Last month, I noticed an article in Wired, giving us yet another reason to despise spam email (as if we needed more). In addition to stealing our time, energy, and sanity, the article brings to light a study commissioned by McAfee and published by ICF International has quantized the environmental effects of spam. Since spam is largely unwanted, the energy that goes into sending, queuing, delivering, filtering, viewing, and deleting these emails is a complete waste. Yet another reason spammers should be ashamed of themselves.
Of course, the report is really a disguised advertisement for end-user spam filtering tools that McAffee sells, so perhaps it should be taken with a grain of salt. But it got my mind turning, and this focus on the environmental impact of spam really evokes a discussion about a more general question: what are we getting for the energy we spend? In addition to the user-side energy, there's tons of waste at the infrastructure and data-center level, too.
The spam waste is really just the tip of the iceberg of a larger problem: there are very few studies that evaluate the energy spent on networking and computing needs, in the context of useful work done. This is, of course, a difficult problem. The definition of useful work can vary from person to person.

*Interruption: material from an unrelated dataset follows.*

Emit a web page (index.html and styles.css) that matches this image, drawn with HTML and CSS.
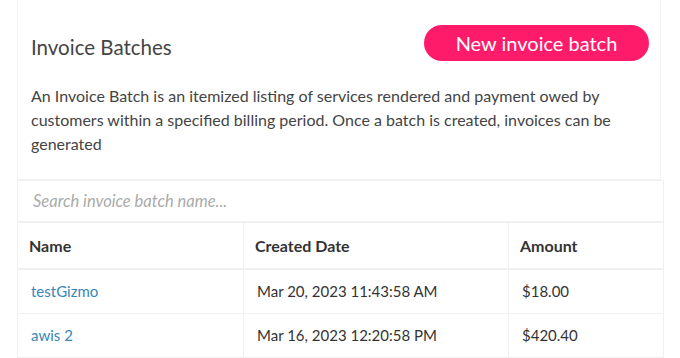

In the example above, it's arguable that from a spammer's point of view, the work that these computers is doing is useful, because it gets the advertisement message in front of a large number of eyes. Unfortunately, in a global sense, within some context of social responsibility, the energy used to distribute spam is almost certainly a net loss. Unfortunately the discussion quickly turns into a philosophical debate, which is perhaps why the issue doesn't come up very often.
Consider another example: social networking. The energy devoted to the serving and viewing of social networking websites like Facebook is almost certainly very significant. But how do we assess the global social gain of these sorts of things? They certainly serve well for vanity, and for enabling phatic communication. But is there really a valuable gain that comes from the energy spent on these endeavors? Perhaps this is an argument best left to sociologists.
As our planet moves forward with energy awareness, we must not mask our vision and only look at numbers like kgCO2, kWh, and dollars. We need to consider the value and utility that comes as a result of the expenditure of these things. Since dollars drive the economy, casting the global utility of an action into a dollar amount might be a good starting point. We can also consider some studies that have been done recently to quantize happiness and success, as these take a stab a quantizing abstract sociological qualities in a comparable way.